Für Aufregung sorgten allerdings bereits zwei Projektile, die auf der olympischen Reitsport-Anlage gefunden wurden. Woher sie stammten und von wem sie abgegeben wurden, blieb im Detail unklar. In ersten Fall beschuldigte der Verteidigungsminister etwas überraschend Gangster aus einer der umliegenden Favelas, den Schuss mit einem Maschinengewehr abgegeben zu haben. Nach dem Fund eines weiteren Projektils versicherte ein brasilianischer General den Medien, dass «keine Gefahr» bestehe. Obendrein entschuldigte er sich für den Schuss-Lärm aus der Ferne. «Wir müssen üben», erklärte er.

Die Militärs schaffen offenbar zumindest eines: Sie tragen zum Sicherheitsempfinden bei. «Wir haben hier das Gefühl, sicher anzureisen. Ob das aber mit so Riesen-Panzern sein muss, die da auf der Straße stehen, müssen andere entscheiden», sagte Hockey-Nationaltrainer Valentin Altenburg. Sein Spieler Christopher Wesley fühlt sich von den Kampffahrzeugen gar nicht gestört. «Ich finde sie eigentlich schön anzuschauen», berichtete der 29-Jährige.

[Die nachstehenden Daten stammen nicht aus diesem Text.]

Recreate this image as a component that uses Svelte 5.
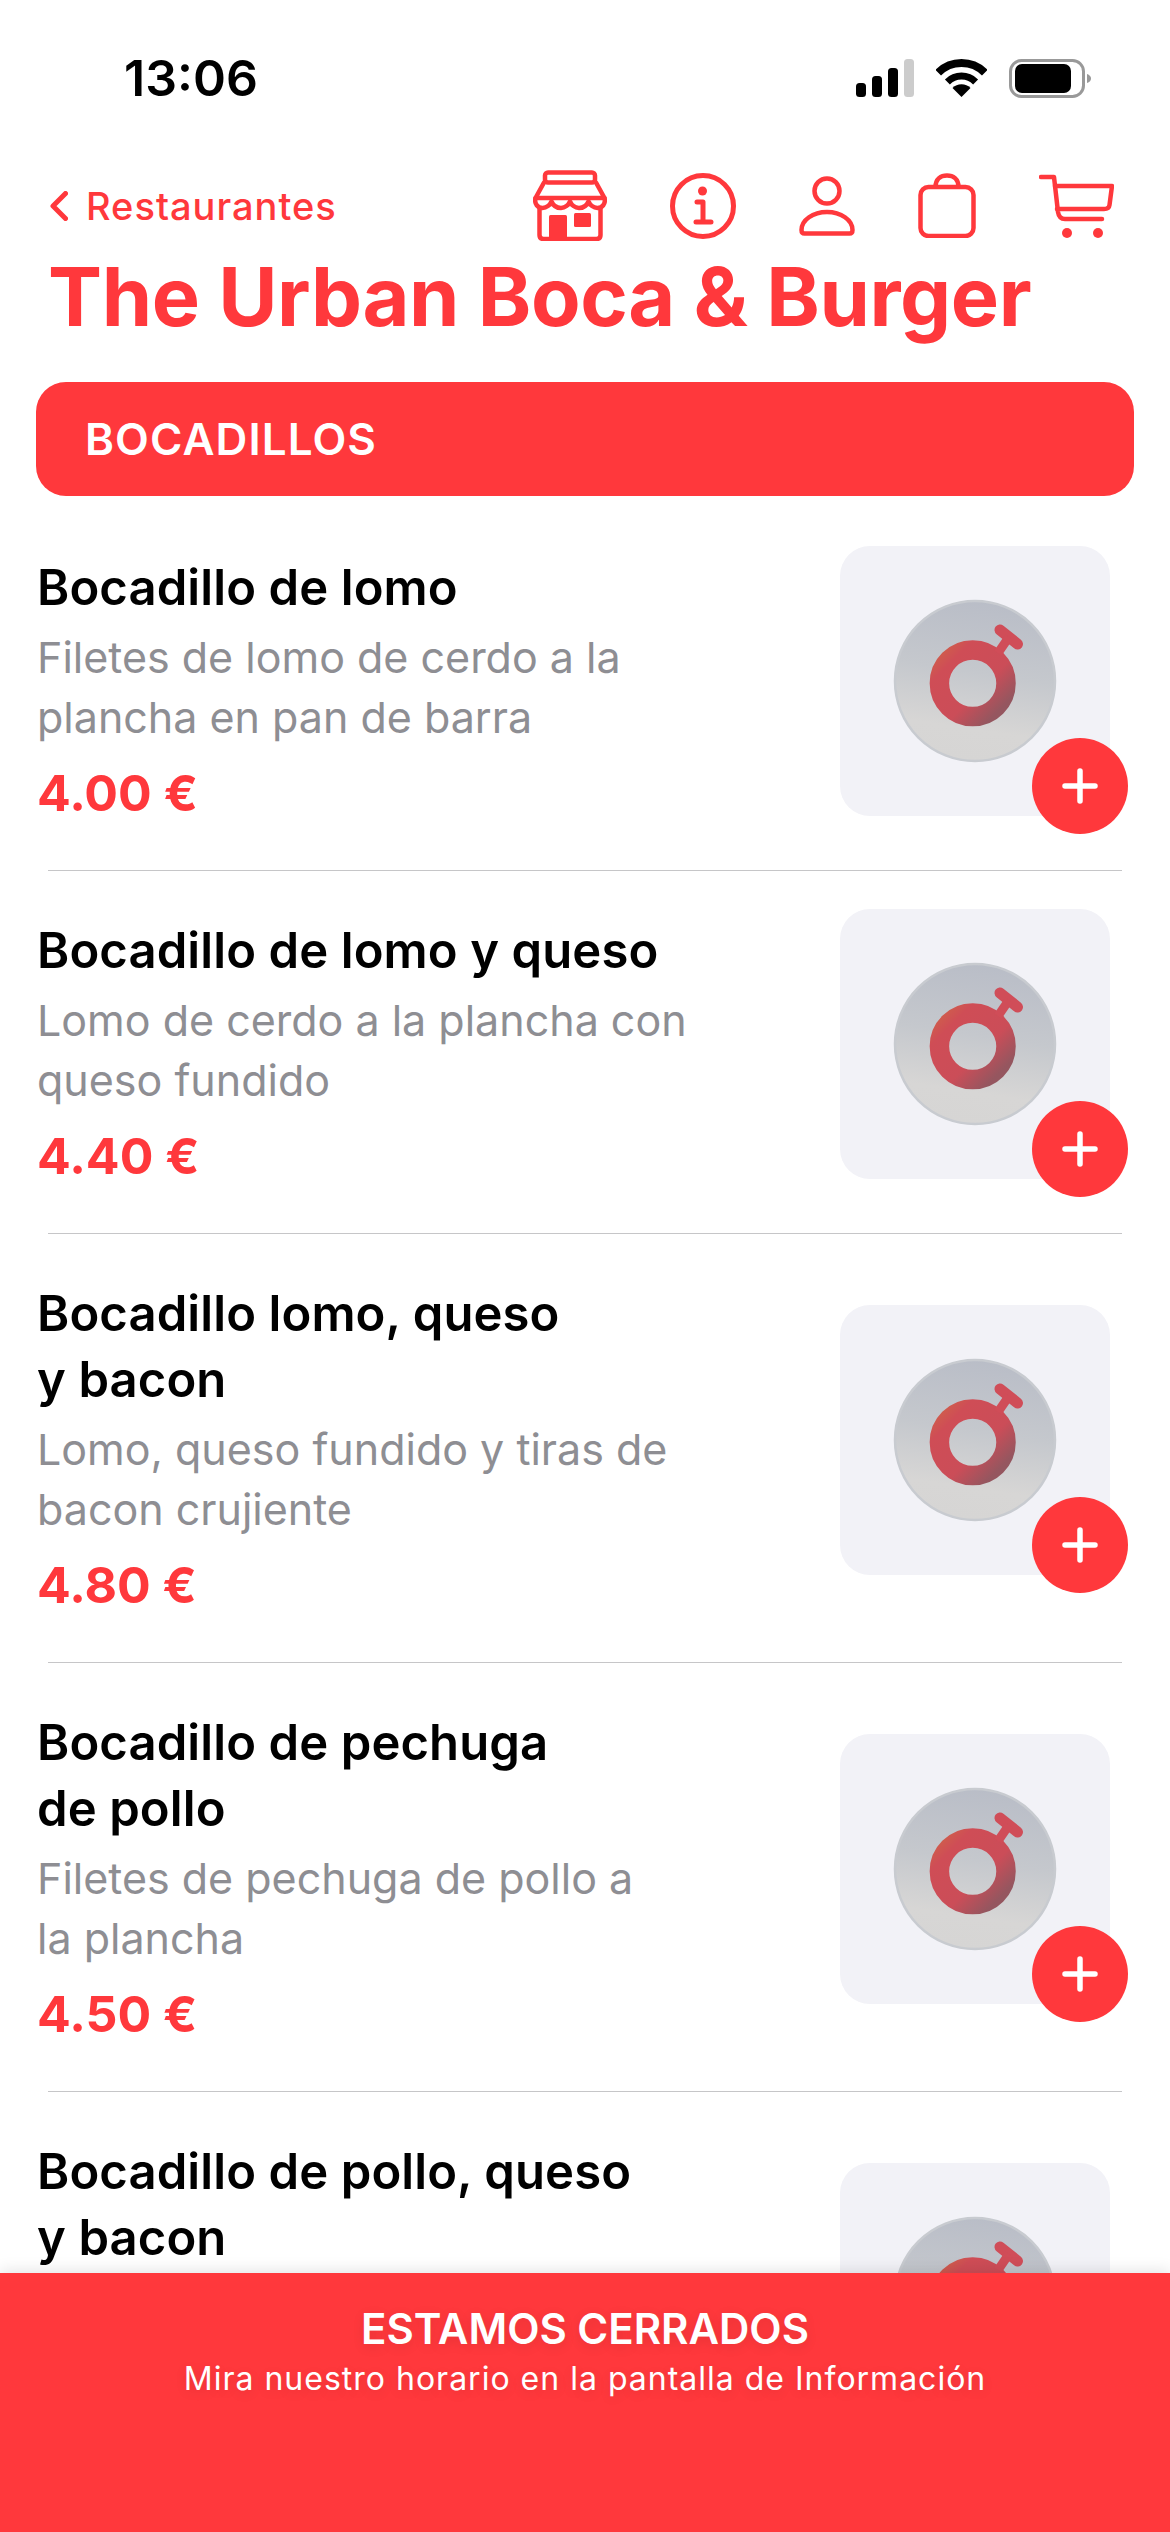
<script>
  const items = [
    { name: 'Bocadillo de lomo', desc: 'Filetes de lomo de cerdo a la\nplancha en pan de barra', price: '4.00 €' },
    { name: 'Bocadillo de lomo y queso', desc: 'Lomo de cerdo a la plancha con\nqueso fundido', price: '4.40 €' },
    { name: 'Bocadillo lomo, queso\ny bacon', desc: 'Lomo, queso fundido y tiras de\nbacon crujiente', price: '4.80 €' },
    { name: 'Bocadillo de pechuga\nde pollo', desc: 'Filetes de pechuga de pollo a\nla plancha', price: '4.50 €' },
    { name: 'Bocadillo de pollo, queso\ny bacon', desc: '', price: '' }
  ];
</script>

<div class="screen">
  <div class="status">
    <span class="time">13:06</span>
    <div class="status-icons">
      <svg class="signal" width="58" height="38" viewBox="0 0 58 38" aria-hidden="true">
        <rect x="0" y="24" width="10" height="14" rx="3.5" fill="#000" />
        <rect x="16" y="17" width="10" height="21" rx="3.5" fill="#000" />
        <rect x="32" y="9" width="10" height="29" rx="3.5" fill="#000" />
        <rect x="48" y="0" width="10" height="38" rx="3.5" fill="#ccc" />
      </svg>
      <svg class="wifi" width="51" height="38" viewBox="0 0 51 38" aria-hidden="true">
        <path d="M2.2 13.7A33 33 0 0 1 48.8 13.7" fill="none" stroke="#000" stroke-width="8" />
        <path d="M11.4 22.9A20 20 0 0 1 39.6 22.9" fill="none" stroke="#000" stroke-width="7" />
        <path d="M25.5 38L16.5 29A12.7 12.7 0 0 1 34.5 29Z" fill="#000" />
      </svg>
      <svg class="battery" width="82" height="39" viewBox="0 0 82 39" aria-hidden="true">
        <rect x="1.5" y="1.5" width="73" height="36" rx="11" fill="none" stroke="#999" stroke-width="3" />
        <rect x="6" y="5" width="56" height="29" rx="7" fill="#000" />
        <path d="M78 15q4 1.500 4 4.500t-4 4.500z" fill="#999" />
      </svg>
    </div>
  </div>

  <div class="nav">
    <div class="back">
      <svg width="18" height="30" viewBox="0 0 18 30" aria-hidden="true">
        <path d="M15.500 2.500L3 15L15.500 27.500" fill="none" stroke="#ff383c" stroke-width="5" stroke-linecap="round" stroke-linejoin="round" />
      </svg>
      <span>Restaurantes</span>
    </div>
    <div class="nav-icons">
      <svg width="74" height="71" viewBox="0 0 74 71" fill="none" stroke="#ff383c" stroke-width="4.500" stroke-linecap="round" stroke-linejoin="round" aria-hidden="true">
        <rect x="12" y="2.500" width="50" height="10" rx="3" />
        <path d="M11 12.500L2.500 28H71.500L63 12.500" />
        <path d="M2.500 28C1 34 5 38 9.500 38C13.500 38 17 35 18.500 31.500C20 35 23.500 38 28 38C32 38 35.500 35 37 31.500C38.500 35 42 38 46 38C50.500 38 54 35 55.500 31.500C57 35 60.500 38 64.500 38C69 38 73 34 71.500 28" />
        <path d="M6.500 38V65Q6.500 69 10.500 69H63.500Q67.500 69 67.500 65V38" />
        <rect x="16" y="45" width="18" height="23" rx="1.500" fill="#ff383c" stroke="none" />
        <rect x="41" y="43" width="17" height="14" rx="1.500" fill="#ff383c" stroke="none" />
      </svg>
      <svg width="66" height="66" viewBox="0 0 66 66" fill="none" stroke="#ff383c" stroke-width="5" stroke-linecap="round" stroke-linejoin="round" aria-hidden="true">
        <circle cx="33" cy="33" r="30.500" />
        <circle cx="32.500" cy="18" r="4.500" fill="#ff383c" stroke="none" />
        <path d="M27 29H33V49M26 49H41" />
      </svg>
      <svg width="56" height="60" viewBox="0 0 56 60" fill="none" stroke="#ff383c" stroke-width="4.500" stroke-linejoin="round" aria-hidden="true">
        <circle cx="28" cy="15" r="12.500" />
        <path d="M2.500 54C2.500 44 14 36 28 36C42 36 53.500 44 53.500 54Q53.500 57.500 50.500 57.500H5.500Q2.500 57.500 2.500 54Z" />
      </svg>
      <svg width="58" height="65" viewBox="0 0 58 65" fill="none" stroke="#ff383c" stroke-width="4.500" stroke-linejoin="round" aria-hidden="true">
        <rect x="2.500" y="14" width="53" height="49" rx="8" />
        <path d="M17.500 14C17.500 6 23 2.500 29 2.500S40.500 6 40.500 14" />
      </svg>
      <svg width="75" height="64" viewBox="0 0 75 64" fill="none" stroke="#ff383c" stroke-width="4.500" stroke-linecap="round" stroke-linejoin="round" aria-hidden="true">
        <path d="M2 3H15L19 38Q20 45 26 45H63" />
        <path d="M16 12H73L70.500 31Q70 35 65 35H18" />
        <circle cx="28" cy="59" r="5" fill="#ff383c" stroke="none" />
        <circle cx="59" cy="59" r="5" fill="#ff383c" stroke="none" />
      </svg>
    </div>
  </div>

  <h1>The Urban Boca &amp; Burger</h1>

  <div class="section">BOCADILLOS</div>

  <div class="list">
    {#each items as item, i}
      {#if i > 0}<div class="sep"></div>{/if}
      <div class="row" class:clipped={!item.desc}>
        <div class="info">
          <div class="name">{item.name}</div>
          {#if item.desc}
            <div class="desc">{item.desc}</div>
            <div class="price">{item.price}</div>
          {/if}
        </div>
        <div class="photo">
          <svg width="270" height="270" viewBox="0 0 270 270" aria-hidden="true">
            <defs>
              <linearGradient id="disc{i}" x1="0.6" y1="0" x2="0.45" y2="1">
                <stop offset="0" stop-color="#b9bdc7" />
                <stop offset="0.45" stop-color="#c5c8cd" />
                <stop offset="0.8" stop-color="#d7d6d5" />
                <stop offset="1" stop-color="#d6d5d4" />
              </linearGradient>
              <linearGradient id="ring{i}" x1="0.05" y1="0.05" x2="0.9" y2="0.9">
                <stop offset="0" stop-color="#cf5a4e" />
                <stop offset="0.15" stop-color="#cf4d56" />
                <stop offset="0.65" stop-color="#cb4d58" />
                <stop offset="1" stop-color="#95565f" />
              </linearGradient>
            </defs>
            <circle cx="135" cy="135" r="80" fill="url(#disc{i})" stroke="#c8cbd0" stroke-width="2.500" />
            <circle cx="132.700" cy="137.300" r="33.300" fill="none" stroke="url(#ring{i})" stroke-width="19.500" />
            <path d="M160 84L177.500 98" stroke="#d04d58" stroke-width="11" stroke-linecap="round" />
            <path d="M169 91L158 107" stroke="#d04d58" stroke-width="9" />
          </svg>
          <div class="add">
            <svg width="36" height="36" viewBox="0 0 36 36" aria-hidden="true">
              <path d="M18 3V33M3 18H33" stroke="#fff" stroke-width="5.500" stroke-linecap="round" />
            </svg>
          </div>
        </div>
      </div>
    {/each}
  </div>

  <div class="closed">
    <div class="closed-title">ESTAMOS CERRADOS</div>
    <div class="closed-sub">Mira nuestro horario en la pantalla de Información</div>
  </div>
</div>

<style>
  :global(body) {
    margin: 0;
    background: #fff;
  }
  .screen {
    position: relative;
    width: 1170px;
    height: 2532px;
    overflow: hidden;
    background: #fff;
    font-family: Inter, "Liberation Sans", sans-serif;
  }
  .status {
    display: flex;
    align-items: center;
    justify-content: space-between;
    height: 156px;
    padding: 0 79px 0 124px;
    box-sizing: border-box;
  }
  .time {
    font-size: 50px;
    font-weight: 600;
    color: #000;
  }
  .status-icons {
    display: flex;
    align-items: center;
    gap: 22px;
  }
  .nav {
    display: flex;
    align-items: center;
    justify-content: space-between;
    height: 71px;
    margin-top: 14px;
    padding: 0 56px 0 50px;
  }
  .back {
    display: flex;
    align-items: center;
    gap: 18px;
    color: #ff383c;
    font-size: 38px;
    font-weight: 500;
    letter-spacing: 1px;
  }
  .nav-icons {
    display: flex;
    align-items: center;
    gap: 63px;
  }
  h1 {
    margin: 8px 0 0;
    padding-left: 48px;
    color: #ff383c;
    font-size: 81px;
    font-weight: 700;
    line-height: 96px;
    letter-spacing: -0.42px;
    white-space: nowrap;
  }
  .section {
    display: flex;
    align-items: center;
    height: 114px;
    margin: 37px 36px 0;
    padding-left: 49px;
    box-sizing: border-box;
    border-radius: 30px;
    background: #ff383c;
    color: #fff;
    font-size: 44px;
    font-weight: 600;
    letter-spacing: 1.1px;
  }
  .list {
    padding-top: 12px;
  }
  .row {
    display: flex;
    justify-content: space-between;
    align-items: center;
    padding: 0 60px 0 37px;
  }
  .row.clipped {
    min-height: 428px;
    align-items: flex-start;
  }
  .row.clipped .photo {
    margin-top: 71px;
  }
  .info {
    padding: 47px 0 47px;
  }
  .name {
    color: #000;
    font-size: 49px;
    font-weight: 600;
    line-height: 66px;
    letter-spacing: 0.1px;
    white-space: pre-line;
  }
  .desc {
    margin-top: 6px;
    color: #8e8e93;
    font-size: 43px;
    line-height: 60px;
    white-space: pre-line;
  }
  .price {
    margin-top: 16px;
    color: #ff383c;
    font-size: 50px;
    font-weight: 700;
    line-height: 60px;
  }
  .photo {
    position: relative;
    flex: none;
    width: 270px;
    height: 270px;
    margin-bottom: 16px;
    border-radius: 30px;
    background: #f2f2f7;
  }
  .photo > svg {
    display: block;
  }
  .add {
    position: absolute;
    right: -18px;
    bottom: -18px;
    display: flex;
    align-items: center;
    justify-content: center;
    width: 96px;
    height: 96px;
    border-radius: 50%;
    background: #ff383c;
  }
  .sep {
    height: 1px;
    margin: 0 48px;
    background: #c6c6c8;
  }
  .closed {
    position: absolute;
    left: 0;
    right: 0;
    bottom: 0;
    height: 259px;
    box-sizing: border-box;
    padding-top: 31px;
    text-align: center;
    background: #ff383c;
    color: #fff;
    box-shadow: 0 -3px 14px rgba(0, 0, 0, 0.1);
    text-shadow: 0 3px 12px rgba(0, 0, 0, 0.1);
  }
  .closed-title {
    font-size: 42px;
    font-weight: 600;
    line-height: 50px;
  }
  .closed-sub {
    margin-top: 4px;
    font-size: 32px;
    line-height: 42px;
    letter-spacing: 1px;
  }
</style>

Kanu-Präsident Thomas Konietzko glaubt, Deodoro stehe angesichts der wachsenden Anschlagsgefahr sinnbildlich für die Entwicklung hin zu einem größeren Sicherheitsdenken. «Ich nehme diese Präsenz von Soldaten nicht als bedrohlich wahr, ob nun in Paris, Amerika oder Deodoro», sagte er. «Wir müssen uns davon verabschieden, dass wir noch mal so eine Leichtigkeit haben werden wie in Sydney oder Athen.»